At one point, multiple Georgian government websites were down or inaccessible for hours, and in the most strategic move to date in cyber warfare, the Georgian Government relocated President Mikhail Saakashvili’s web site to a web site hosting service in Atlanta, Georgia in the United States. The Georgians were simply not prepared for the use of computer weapons against their communications infrastructure.
Most telling about the nature of the cyber attacks against Georgia was their source. The attacks were carried out by groups sympathetic to, undoubtedly funded by, but also completely deniable by the Russian government. Think of them as an ultra-nationalist version of Anonymous, written in Cyrillic characters. As a result, even if the hackers were discovered or traced, there was very little that could be done to stop them.
Hacked Georgian Government Website
So what does this
mean for your novel or screenplay?

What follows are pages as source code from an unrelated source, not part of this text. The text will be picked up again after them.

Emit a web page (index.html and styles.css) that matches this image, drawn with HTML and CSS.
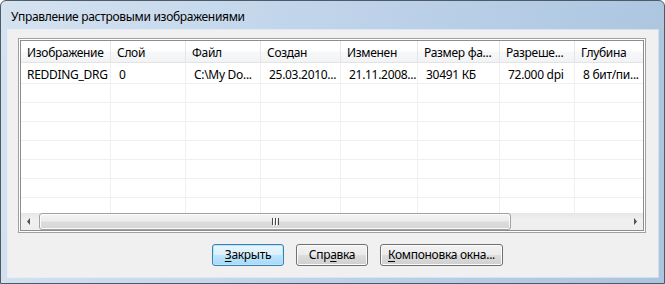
FILE: index.html
```html
<!DOCTYPE html>
<html>
<head>
  <meta charset="utf-8">
  <title>Управление растровыми изображениями</title>
  <link rel="stylesheet" href="styles.css">
</head>
<body>
  <div class="window">
    <div class="title">Управление растровыми изображениями</div>
    <div class="client">
      <div class="list">
        <div class="list-inner">
          <div class="grid">
            <div class="hcell first">Изображение</div>
            <div class="hcell">Слой</div>
            <div class="hcell">Файл</div>
            <div class="hcell">Создан</div>
            <div class="hcell">Изменен</div>
            <div class="hcell">Размер фа...</div>
            <div class="hcell">Разреше...</div>
            <div class="hcell">Глубина</div>

            <div class="cell first top">REDDING_DRG</div>
            <div class="cell top">0</div>
            <div class="cell top">C:\My Do...</div>
            <div class="cell top">25.03.2010...</div>
            <div class="cell top">21.11.2008...</div>
            <div class="cell top">30491 КБ</div>
            <div class="cell top">72.000 dpi</div>
            <div class="cell top">8 бит/пи...</div>
          </div>
          <div class="grid empty" id="empty"></div>
          <div class="hscroll">
            <div class="arrow">
              <svg width="17" height="17" viewBox="0 0 17 17"><path d="M9 5 L6 8.5 L9 12 Z" fill="#505050"/></svg>
            </div>
            <div class="track">
              <div class="thumb">
                <svg width="7" height="8" viewBox="0 0 7 8">
                  <rect x="0" y="0" width="1" height="7" fill="#4a4a4a"/>
                  <rect x="3" y="0" width="1" height="7" fill="#4a4a4a"/>
                  <rect x="6" y="0" width="1" height="7" fill="#4a4a4a"/>
                  <rect x="1" y="1" width="1" height="7" fill="#fff"/>
                  <rect x="4" y="1" width="1" height="7" fill="#fff"/>
                </svg>
              </div>
            </div>
            <div class="arrow">
              <svg width="17" height="17" viewBox="0 0 17 17"><path d="M8 5 L11 8.5 L8 12 Z" fill="#505050"/></svg>
            </div>
          </div>
        </div>
      </div>
      <div class="actions">
        <button class="btn default"><u>З</u>акрыть</button>
        <button class="btn">Спр<u>а</u>вка</button>
        <button class="btn wide"><u>К</u>омпоновка окна...</button>
      </div>
    </div>
  </div>

  <script type="text/javascript">
    // пустые строки списка
    const empty = document.getElementById("empty");
    for (let i = 0; i < 7 * 8; i++) {
      const cell = document.createElement("div");
      cell.classList.add("cell");
      empty.appendChild(cell);
    }
  </script>
</body>
</html>
```

FILE: styles.css
```css
* {
  box-sizing: border-box;
}

html, body {
  margin: 0;
}

body {
  width: 665px;
  height: 284px;
  overflow: hidden;
  background: #ffffff;
  font-family: "Noto Sans", "Liberation Sans", sans-serif;
  font-size: 12px;
  letter-spacing: -0.3px;
  color: #000;
}

/* рамка окна */
.window {
  width: 665px;
  height: 284px;
  border: 1px solid #4d5b69;
  border-radius: 6px 6px 0 0;
  background: linear-gradient(100deg, #d5e2f0 0%, #c2d6eb 40%, #abc4df 100%);
  display: flex;
  flex-direction: column;
  padding: 0 6px 6px 7px;
}

.title {
  height: 29px;
  padding: 8px 0 0 3px;
  line-height: 16px;
  white-space: nowrap;
}

.client {
  flex: 1;
  background: #f0f0f0;
  padding: 8px 12px 0 10px;
  box-shadow: 0 0 0 1px rgba(255, 255, 255, 0.45);
}

/* список */
.list {
  height: 195px;
  border: 1px solid #a0a0a0;
  padding: 1px;
  background: #fff;
}

.list-inner {
  height: 100%;
  border: 1px solid #8d8d8d;
  display: flex;
  flex-direction: column;
  overflow: hidden;
  background: #fff;
}

.grid {
  display: grid;
  grid-template-columns: 90px 75px 75px 80px 77px 82px 75px 90px;
  width: 644px;
}

.grid.empty {
  flex: 1;
  overflow: hidden;
  grid-auto-rows: 19px;
  align-content: start;
}

.hcell {
  height: 22px;
  padding: 4px 0 0 6px;
  line-height: 16px;
  white-space: nowrap;
  overflow: hidden;
  border-right: 1px solid #e2e5ea;
  border-bottom: 1px solid #e3e3e3;
  background: linear-gradient(#ffffff 0%, #ffffff 45%, #f6f7f9 55%, #f2f3f5 100%);
}

.cell {
  height: 19px;
  padding: 2px 0 0 8px;
  line-height: 16px;
  white-space: nowrap;
  overflow: hidden;
  border-right: 1px solid #f0f0f0;
  border-bottom: 1px solid #f0f0f0;
}

.cell.top {
  height: 21px;
  padding-top: 4px;
}

.cell.first {
  padding-left: 6px;
}

/* горизонтальная прокрутка */
.hscroll {
  height: 17px;
  display: flex;
  background: linear-gradient(#e6e6e6, #f0f0f0 40%, #eeeeee);
}

.arrow {
  width: 17px;
  height: 17px;
}

.arrow svg {
  display: block;
}

.track {
  flex: 1;
  padding: 0 0 0 1px;
}

.thumb {
  width: 472px;
  height: 17px;
  border: 1px solid #a2a2a2;
  border-radius: 3px;
  background: linear-gradient(#f5f5f5 0%, #ececec 45%, #dcdcdc 55%, #d6d6d6 100%);
  box-shadow: inset 0 0 0 1px #fbfbfb;
  display: flex;
  align-items: center;
  justify-content: center;
}

.thumb svg {
  display: block;
}

/* кнопки */
.actions {
  display: flex;
  gap: 12px;
  margin-top: 11px;
  padding-left: 194px;
}

.btn {
  width: 72px;
  height: 22px;
  padding: 0;
  font-family: "Noto Sans", "Liberation Sans", sans-serif;
  font-size: 12px;
  letter-spacing: -0.3px;
  line-height: 16px;
  color: #000;
  border: 1px solid #707070;
  border-radius: 3px;
  background: linear-gradient(#f2f2f2 0%, #ebebeb 50%, #dddddd 51%, #cfcfcf 100%);
  box-shadow: inset 0 0 0 1px #fcfcfc;
}

.btn u {
  text-underline-offset: 2px;
}

.btn.default {
  border-color: #3c7fb1;
  background: linear-gradient(#eaf6fd 0%, #d9f0fc 50%, #bee6fd 51%, #a7d9f5 100%);
  box-shadow: inset 0 0 0 1px #b7e5fb;
}

.btn.wide {
  width: 123px;
}
```
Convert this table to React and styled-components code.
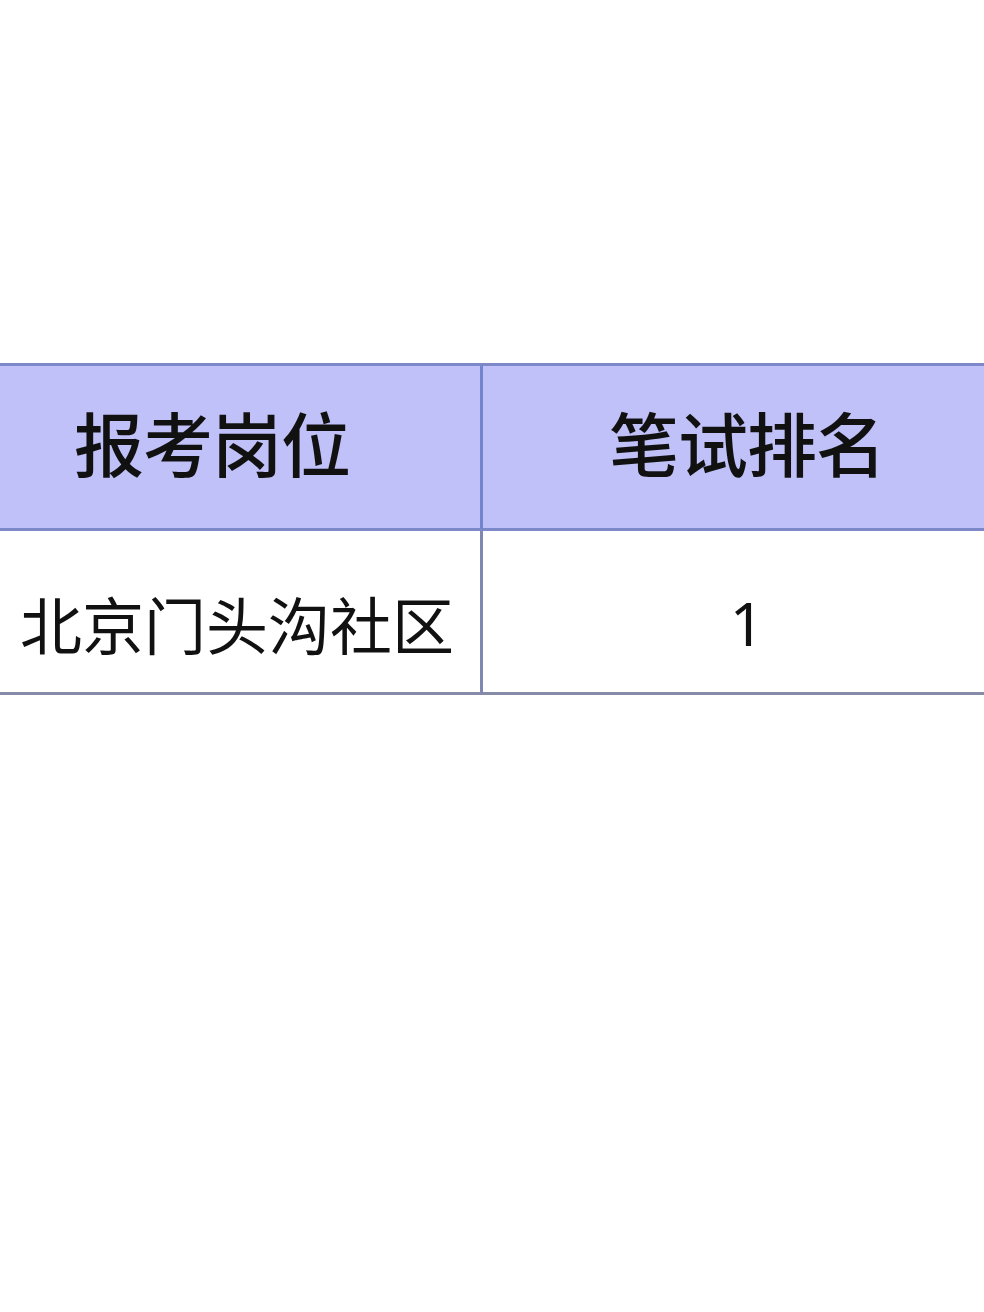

I’m
glad you asked. (Ok. I’m glad *I* asked…)
- Your heroes, heroines and villains can get much more bang for the buck (pun intended) behind a keyboard than behind a gun.
- The ability to collate information and recognize linkages between data is as important as the ability to collect the data. Your detectives are no longer just finding the clues, they’re putting them together into a three dimensional model of reality.
- Nothing and nobody is safe – on either side. Target knows what you want before you do, the men in black know where you’ll be before you get there, and the Mountain Dew swigging, Twinkie scarfing hackers can take down the network faster than either.
- Cyberwarfare is increasingly becoming the province of well, but loosely, organized groups that are not beholden to, but may act in concert with governments. This means they are nearly impossible to identify and harder to eradicate.